Q: There were many soldiers who had emotional problems because of the war.

A: We had a fellow. I've forgotten his name. He had emigrated from Germany. He was in the Canadian Army. The people didn't know that he was from Germany but they had found out. He came off guard duty, I guess. He took his .45 and said, "I'm going to kill myself." There was a first sergeant there, he said, "Give me that gun." He said, "Sergeant, I don't want to hurt you but don't try to get this gun." So he shot himself. I was in the room where it was. Another time they used to have pack drill [as punishment]. A man would have to put on his full pack and march around the barracks. One fellow felt so bad because he'd had pack drill he got up at night. Took his bayonet, put the hilt against the wall, and ran it through him and killed himself.

Q: You've talked about the honesty of the Canadian soldier.

A: Stealing from a comrade was the lowest thing you could do. I remember one fellow, he was just a youngster, and he stole a dollar watch and he got nine months [in prison]. He said they'd give you a rusty chain and you'd have to take a piece of sandpaper and polish the links in it. That was your punishment. The discipline in the Canadian Army was very strict.

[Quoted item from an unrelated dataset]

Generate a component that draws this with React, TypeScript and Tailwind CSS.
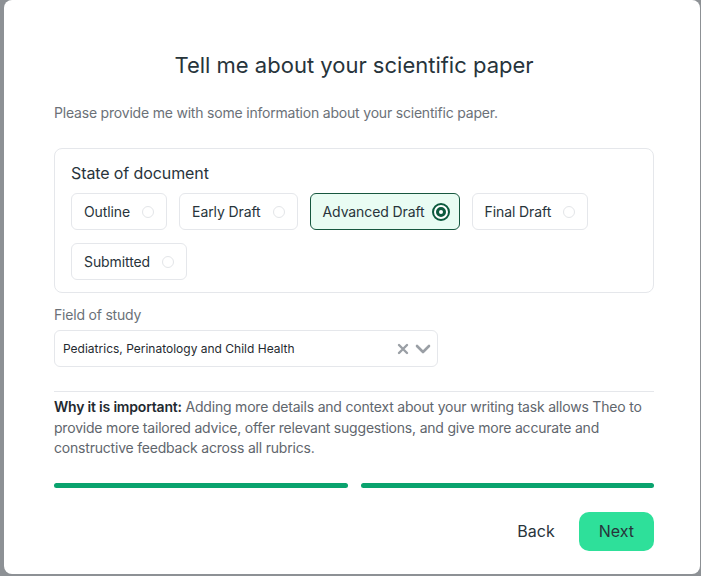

Q: The battlefields must have built to an enormous size in your imagination. What were your thoughts when the Armistice was signed before you could go?

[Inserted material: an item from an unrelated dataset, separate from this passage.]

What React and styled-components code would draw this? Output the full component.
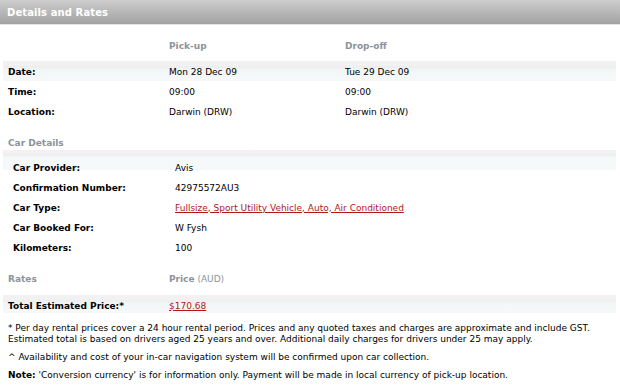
import React from "react";
import styled, { createGlobalStyle } from "styled-components";

const Global = createGlobalStyle`
  html, body { margin: 0; padding: 0; background: #fff; }
  body { font-family: "DejaVu Sans", Verdana, sans-serif; color: #000; }
`;

const Page = styled.div`
  width: 620px;
  height: 385px;
  overflow: hidden;
  background: #fff;
`;

const TitleBar = styled.div`
  height: 24px;
  display: flex;
  align-items: center;
  padding-left: 7px;
  background: linear-gradient(#cdcdcd, #a2a2a2);
  border-bottom: 1px solid #e4e4e4;
  color: #fff;
  font-weight: bold;
  font-size: 10px;
  letter-spacing: 0.1px;
`;

const Body = styled.div`
  padding: 0 4px 0 3px;
`;

const bandBg = "linear-gradient(#f1f1f1 0, #f2f2f2 25%, #ececec 26%, #f3f6f6 45%, #f5f9f9 100%)";

const Row = styled.div`
  display: grid;
  grid-template-columns: ${(p) => (p.$indent ? "162px 176px 1fr" : "161px 176px 1fr")};
  align-items: ${(p) => (p.$end ? "end" : "center")};
  height: ${(p) => p.$h || 20}px;
  box-sizing: border-box;
  padding-left: ${(p) => (p.$indent ? 10 : 5)}px;
  padding-top: ${(p) => p.$pt || 0}px;
  padding-bottom: ${(p) => p.$pb || 0}px;
  margin-top: ${(p) => p.$mt || 0}px;
  font-size: 9px;
  background: ${(p) =>
    p.$band
      ? bandBg
      : p.$bandTail
      ? "linear-gradient(#f4f8f8 0, #f5f9f9 13px, transparent 13px)"
      : "none"};
`;

const Label = styled.span`
  font-weight: bold;
`;

const Value = styled.span`
  grid-column: ${(p) => (p.$wide ? "2 / 4" : "auto")};
`;

const ColHead = styled.span`
  color: #8b939b;
  font-weight: ${(p) => (p.$light ? "normal" : "bold")};
`;

const Section = styled.div`
  height: ${(p) => p.$h}px;
  box-sizing: border-box;
  display: flex;
  align-items: flex-end;
  padding: 0 0 ${(p) => p.$pb || 0}px 5px;
  font-size: 9px;
  color: #8b939b;
  font-weight: bold;
`;

const Link = styled.a`
  color: #b0181c;
  text-decoration: underline;
  cursor: pointer;
`;

const Notes = styled.div`
  padding: 10px 0 0 5px;
  font-size: 9px;
  line-height: 11px;
  display: flex;
  flex-direction: column;
  gap: 7px;
`;

const Note = styled.p`
  margin: 0;
`;

export default function App() {
  return (
    <Page>
      <Global />
      <TitleBar>Details and Rates</TitleBar>
      <Body>
        <Row $h={36} $end $pb={10}>
          <span />
          <ColHead>Pick-up</ColHead>
          <ColHead>Drop-off</ColHead>
        </Row>
        <Row $band $pt={2}>
          <Label>Date:</Label>
          <Value>Mon 28 Dec 09</Value>
          <Value>Tue 29 Dec 09</Value>
        </Row>
        <Row $pt={2}>
          <Label>Time:</Label>
          <Value>09:00</Value>
          <Value>09:00</Value>
        </Row>
        <Row $pt={2}>
          <Label>Location:</Label>
          <Value>Darwin (DRW)</Value>
          <Value>Darwin (DRW)</Value>
        </Row>
        <Section $h={28} $pb={1}>Car Details</Section>
        <Row $h={7} $mt={1} style={{ background: "linear-gradient(#f1f1f1 0, #f2f2f2 60%, #ececec 61%, #f3f6f6 100%)" }} />
        <Row $indent $bandTail $pt={1}>
          <Label>Car Provider:</Label>
          <Value>Avis</Value>
        </Row>
        <Row $indent $pt={1}>
          <Label>Confirmation Number:</Label>
          <Value>42975572AU3</Value>
        </Row>
        <Row $indent $pt={1}>
          <Label>Car Type:</Label>
          <Value $wide>
            <Link>Fullsize, Sport Utility Vehicle, Auto, Air Conditioned</Link>
          </Value>
        </Row>
        <Row $indent $pt={1}>
          <Label>Car Booked For:</Label>
          <Value>W Fysh</Value>
        </Row>
        <Row $indent $pt={1}>
          <Label>Kilometers:</Label>
          <Value>100</Value>
        </Row>
        <Row $h={31} $end $pb={4}>
          <ColHead>Rates</ColHead>
          <span>
            <ColHead>Price</ColHead> <ColHead $light>(AUD)</ColHead>
          </span>
        </Row>
        <Row $band $h={18} $mt={7} $pt={3}>
          <Label>Total Estimated Price:*</Label>
          <Value>
            <Link>$170.68</Link>
          </Value>
        </Row>
        <Notes>
          <Note>
            * Per day rental prices cover a 24 hour rental period. Prices and any quoted taxes and charges are approximate and include GST.
            <br />
            Estimated total is based on drivers aged 25 years and over. Additional daily charges for drivers under 25 may apply.
          </Note>
          <Note>^ Availability and cost of your in-car navigation system will be confirmed upon car collection.</Note>
          <Note>
            <Label>Note:</Label> 'Conversion currency' is for information only. Payment will be made in local currency of pick-up location.
          </Note>
        </Notes>
      </Body>
    </Page>
  );
}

A: I felt that I had missed what I had come over there for. And I had. I didn't see any active service.

Q: Was there a sense of relief, which would be a very sensible reaction in my view?

A: I don't recall feeling relief. I thought more that I had missed what I had come over there for.

Q: You didn't stay in Canada very long after the war, why?

A: I had relatives in the United States. All you had to do to get into the United States was pay a $7 head tax. I remember when I went to pay my head tax I had a quick-change artist who made a story about changing money. He flim-flammed me out of $10 or $15.

Q: Did you feel there was more opportunity?

A: There was more opportunity here.

Q: You enlisted in the U.S. army. Was it difficult to switch uniforms?

A: I'd spent three years in the Canadian Army. In the American army, we put the rifle on the right shoulder. In the Canadian Army we put it one our left shoulder. It didn't take me long to master the drill. A month after I was in the American army, I became a corporal. In another month, I was a sergeant.

Q: Did you get a Canadian Army pension?

A: They gave me a cheque for about $750. That was a war gratuity. When I was in the United States, I heard they were giving Canadian veterans vocational training, so I came back to take that. I became an electrician. They would send me out to wire houses in little towns. I was pretty rough to start with, but I got pretty good at that. I ran a little light plant in Canada, it was in Sydenham, it was water-powered.

Q: You have a son and a daughter. How many grandchildren and great-grandchildren?

A: [Dorothy answers] He had eight grandchildren. He's got five great-grandchildren.

Q: Did any of those grandchildren wear a uniform?

A: Matt [an army dentist] did, in Iraq.

Q: It's not a soldier's job to question why you're at war, but a father and grandfather has that right. Do you have any thoughts on the current wars in Iraq and Afghanistan?

A: Well, I know that you're liable to get killed, and there isn't any great honour for doing it. It's a job that every young man of a certain age has to do. You serve your country doing that. I'm sure that when a man is in the trenches he doesn't consider that he's going to get killed.

Q: [Dorothy asks] How would you feel about having a grandchild in Iraq now?

A: I wouldn't like it.

Q: Do you see this war ending any time soon? Is there a way for the U.S. to extract itself?

A: I don't know enough about it, but I wish they'd get the hell out of there.

Q: To get morbid for a moment. You're now the last Canadian who wore a uniform overseas in the First World War. You're kind of a rare artifact, an endangered species. Does it feel strange?

A: [laughs] My wife waits on me hand and foot, and I love it. I think it's probably a good thing that people are remembered who took part in WORLD WAR I.

Q: There had been talk of a state funeral for the last veteran when that time comes. What are your thoughts on that?

A: Well, I became a naturalized citizen of the United States so I think that should go to a Canadian.

Q: [Dorothy] The last Canadian is dead.

A: Well, I suppose if they don't have anybody else, they can choose me. [Laughs] So who else is around? I am the last one?

Q: You're like the dodo bird, sir. There was some thought that when the last Canadian veteran passes they should celebrate all of the soldiers of that time. Is that a good idea?

A: I think they should commemorate all of them, instead of just one.